┌──
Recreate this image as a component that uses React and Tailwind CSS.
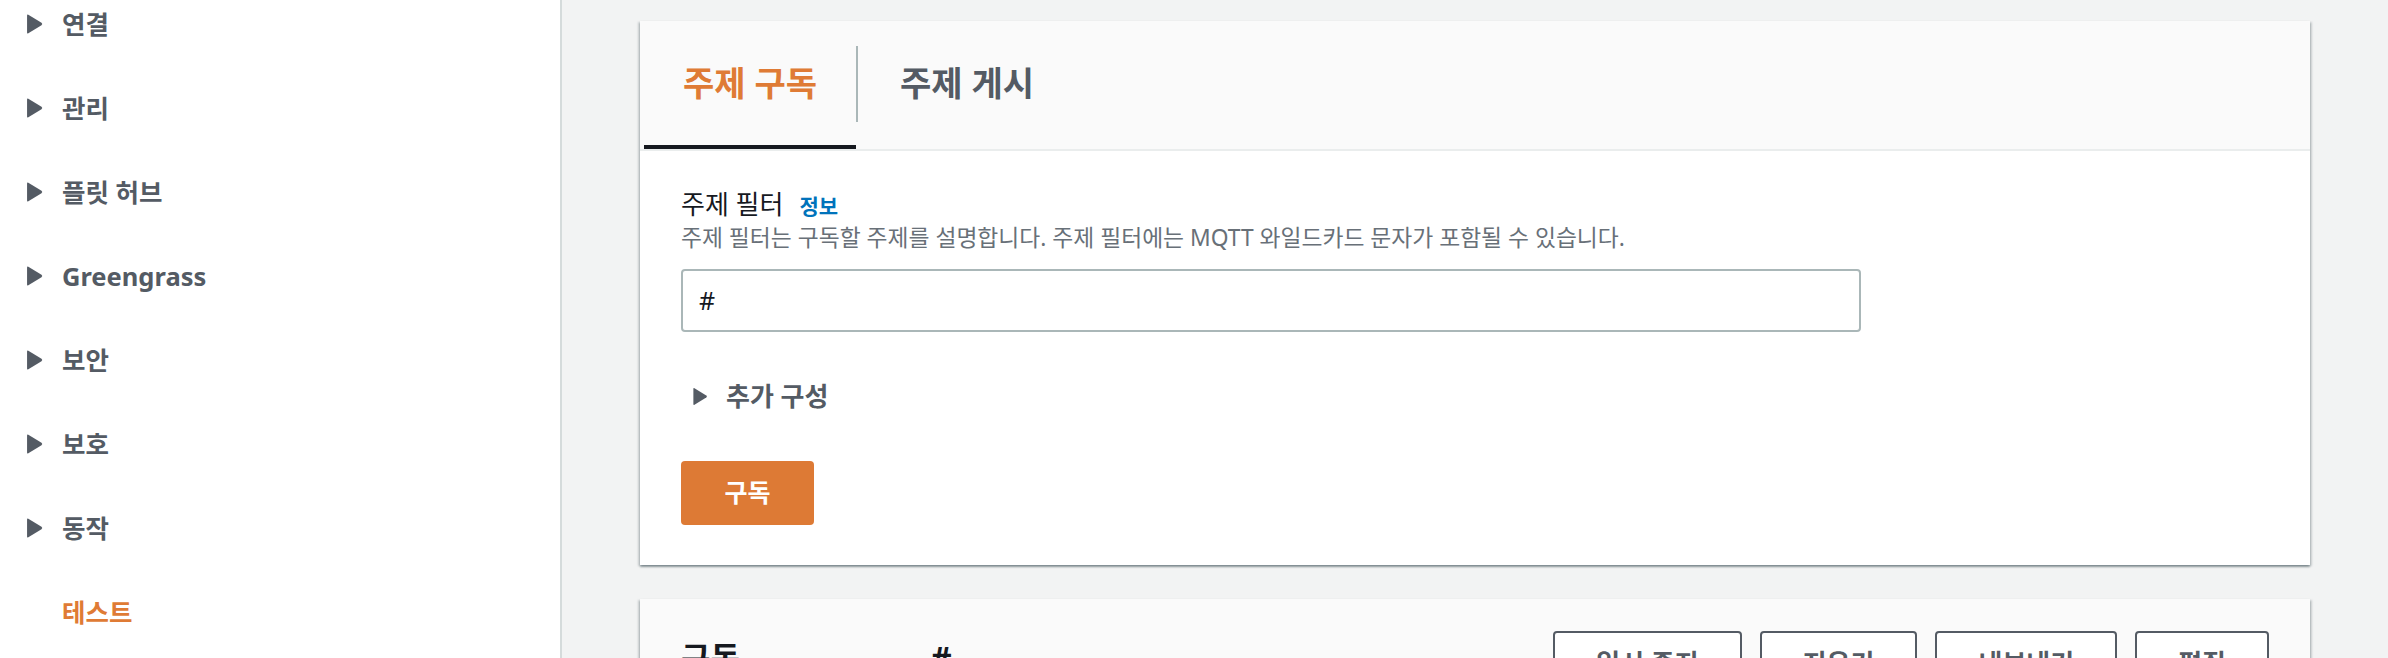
import React from 'react';

const font = { fontFamily: '"Noto Sans", "Noto Sans CJK KR", sans-serif' };

const Caret = ({ className = '' }) => (
  <svg viewBox="0 0 16 20" className={className} fill="currentColor">
    <path d="M2.2 1.2 L14.6 8.9 Q16 10 14.6 11.1 L2.2 18.8 Q1 19.5 1 18 L1 2 Q1 0.5 2.2 1.2 Z" />
  </svg>
);

const navItems = ['연결', '관리', '플릿 허브', 'Greengrass', '보안', '보호', '동작'];

const Sidebar = () => (
  <aside className="w-[562px] shrink-0 bg-white border-r-2 border-[#d5dbdb] h-full">
    <ul className="-mt-[18px]">
      {navItems.map((item) => (
        <li key={item} className="h-[84px] flex items-center pl-[26px] text-[#545b64]">
          <Caret className="w-[17px] h-[22px]" />
          <span className="ml-[19px] text-[25.5px] font-bold leading-[32px]">{item}</span>
        </li>
      ))}
      <li className="h-[84px] flex items-center pl-[62px]">
        <span className="text-[25.5px] font-bold leading-[32px] text-[#df7b35]">테스트</span>
      </li>
    </ul>
  </aside>
);

const cardShadow =
  'shadow-[0_2px_2px_0_rgba(0,28,36,0.35),2px_1px_2px_0_rgba(0,28,36,0.15),-2px_1px_2px_0_rgba(0,28,36,0.15)]';

const SubscribeCard = () => (
  <section className={`bg-white ${cardShadow}`}>
    {/* tabs */}
    <div className="h-[130px] bg-[#fafafa] border-b-2 border-[#eaeded] flex items-stretch pl-[4px]">
      <button className="h-[128px] w-[212px] border-b-4 border-[#16191f] text-[34px] font-semibold text-[#df7b35] leading-[44px]">
        주제 구독
      </button>
      <div className="w-[2px] h-[76px] self-center bg-[#aab7b8] -mt-[2px]" />
      <button className="h-[128px] px-[42px] pb-[4px] text-[34px] font-semibold text-[#545b64] leading-[44px]">
        주제 게시
      </button>
    </div>

    {/* body */}
    <div className="px-[41px] pt-[36px] pb-[40px]">
      <div className="flex items-baseline gap-[16px] leading-[34px]">
        <span className="text-[26px] text-[#16191f]">주제 필터</span>
        <span className="text-[21px] font-bold text-[#0073bb]">정보</span>
      </div>
      <p className="text-[22.8px] leading-[30px] text-[#687078]">
        주제 필터는 구독할 주제를 설명합니다. 주제 필터에는 MQTT 와일드카드 문자가 포함될 수 있습니다.
      </p>
      <div className="mt-[16px] w-[1180px] h-[63px] border-2 border-[#aab7b8] rounded-[4px] flex items-center px-[16px] text-[25px] text-[#16191f]">
        #
      </div>

      <div className="mt-[48px] flex items-center h-[32px] pl-[11px] text-[#545b64]">
        <Caret className="w-[16px] h-[19px]" />
        <span className="ml-[18px] text-[26px] font-semibold leading-[32px]">추가 구성</span>
      </div>

      <button className="mt-[49px] w-[133px] h-[64px] rounded-[4px] bg-[#dd7a35] text-white text-[25px] font-semibold">
        구독
      </button>
    </div>
  </section>
);

const actions = ['일시 중지', '지우기', '내보내기', '편집'];

const MessagesCard = () => (
  <section className={`bg-[#fafafa] ${cardShadow} mt-[34px]`}>
    <div className="flex items-center pl-[41px] pr-[41px] pt-[32px] pb-[32px]">
      <h2 className="w-[250px] text-[32px] font-bold leading-[40px] text-[#16191f] -mt-[10px]">구독</h2>
      <span className="text-[32px] font-bold leading-[40px] text-[#16191f] -mt-[10px]">#</span>
      <div className="ml-auto flex gap-[18px]">
        {actions.map((a) => (
          <button
            key={a}
            className="h-[64px] px-[41px] bg-white border-2 border-[#545b64] rounded-[4px] text-[26px] font-bold text-[#545b64] whitespace-nowrap"
          >
            {a}
          </button>
        ))}
      </div>
    </div>
    <div className="h-[120px] bg-white" />
  </section>
);

export default function App() {
  return (
    <div style={font} className="w-[2388px] h-[658px] overflow-hidden flex bg-[#f2f3f3]">
      <Sidebar />
      <main className="flex-1 px-[78px] pt-[21px]">
        <SubscribeCard />
        <MessagesCard />
      </main>
    </div>
  );
}
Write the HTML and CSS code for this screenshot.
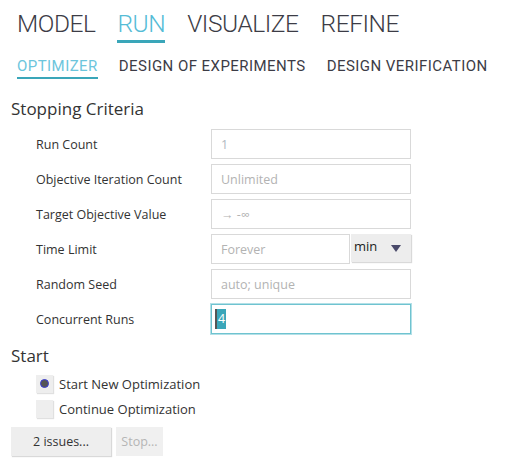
└──
§ **Work required**
All of the entries above should be duplicated exactly, except for the pictures.

§ **Task output**
Recreate this image as a component that uses React and Tailwind CSS.
import React from 'react';

const font = { fontFamily: '"Noto Sans", "Noto Sans CJK KR", sans-serif' };

const Caret = ({ className = '' }) => (
  <svg viewBox="0 0 16 20" className={className} fill="currentColor">
    <path d="M2.2 1.2 L14.6 8.9 Q16 10 14.6 11.1 L2.2 18.8 Q1 19.5 1 18 L1 2 Q1 0.5 2.2 1.2 Z" />
  </svg>
);

const navItems = ['연결', '관리', '플릿 허브', 'Greengrass', '보안', '보호', '동작'];

const Sidebar = () => (
  <aside className="w-[562px] shrink-0 bg-white border-r-2 border-[#d5dbdb] h-full">
    <ul className="-mt-[18px]">
      {navItems.map((item) => (
        <li key={item} className="h-[84px] flex items-center pl-[26px] text-[#545b64]">
          <Caret className="w-[17px] h-[22px]" />
          <span className="ml-[19px] text-[25.5px] font-bold leading-[32px]">{item}</span>
        </li>
      ))}
      <li className="h-[84px] flex items-center pl-[62px]">
        <span className="text-[25.5px] font-bold leading-[32px] text-[#df7b35]">테스트</span>
      </li>
    </ul>
  </aside>
);

const cardShadow =
  'shadow-[0_2px_2px_0_rgba(0,28,36,0.35),2px_1px_2px_0_rgba(0,28,36,0.15),-2px_1px_2px_0_rgba(0,28,36,0.15)]';

const SubscribeCard = () => (
  <section className={`bg-white ${cardShadow}`}>
    {/* tabs */}
    <div className="h-[130px] bg-[#fafafa] border-b-2 border-[#eaeded] flex items-stretch pl-[4px]">
      <button className="h-[128px] w-[212px] border-b-4 border-[#16191f] text-[34px] font-semibold text-[#df7b35] leading-[44px]">
        주제 구독
      </button>
      <div className="w-[2px] h-[76px] self-center bg-[#aab7b8] -mt-[2px]" />
      <button className="h-[128px] px-[42px] pb-[4px] text-[34px] font-semibold text-[#545b64] leading-[44px]">
        주제 게시
      </button>
    </div>

    {/* body */}
    <div className="px-[41px] pt-[36px] pb-[40px]">
      <div className="flex items-baseline gap-[16px] leading-[34px]">
        <span className="text-[26px] text-[#16191f]">주제 필터</span>
        <span className="text-[21px] font-bold text-[#0073bb]">정보</span>
      </div>
      <p className="text-[22.8px] leading-[30px] text-[#687078]">
        주제 필터는 구독할 주제를 설명합니다. 주제 필터에는 MQTT 와일드카드 문자가 포함될 수 있습니다.
      </p>
      <div className="mt-[16px] w-[1180px] h-[63px] border-2 border-[#aab7b8] rounded-[4px] flex items-center px-[16px] text-[25px] text-[#16191f]">
        #
      </div>

      <div className="mt-[48px] flex items-center h-[32px] pl-[11px] text-[#545b64]">
        <Caret className="w-[16px] h-[19px]" />
        <span className="ml-[18px] text-[26px] font-semibold leading-[32px]">추가 구성</span>
      </div>

      <button className="mt-[49px] w-[133px] h-[64px] rounded-[4px] bg-[#dd7a35] text-white text-[25px] font-semibold">
        구독
      </button>
    </div>
  </section>
);

const actions = ['일시 중지', '지우기', '내보내기', '편집'];

const MessagesCard = () => (
  <section className={`bg-[#fafafa] ${cardShadow} mt-[34px]`}>
    <div className="flex items-center pl-[41px] pr-[41px] pt-[32px] pb-[32px]">
      <h2 className="w-[250px] text-[32px] font-bold leading-[40px] text-[#16191f] -mt-[10px]">구독</h2>
      <span className="text-[32px] font-bold leading-[40px] text-[#16191f] -mt-[10px]">#</span>
      <div className="ml-auto flex gap-[18px]">
        {actions.map((a) => (
          <button
            key={a}
            className="h-[64px] px-[41px] bg-white border-2 border-[#545b64] rounded-[4px] text-[26px] font-bold text-[#545b64] whitespace-nowrap"
          >
            {a}
          </button>
        ))}
      </div>
    </div>
    <div className="h-[120px] bg-white" />
  </section>
);

export default function App() {
  return (
    <div style={font} className="w-[2388px] h-[658px] overflow-hidden flex bg-[#f2f3f3]">
      <Sidebar />
      <main className="flex-1 px-[78px] pt-[21px]">
        <SubscribeCard />
        <MessagesCard />
      </main>
    </div>
  );
}
Write the HTML and CSS code for this screenshot.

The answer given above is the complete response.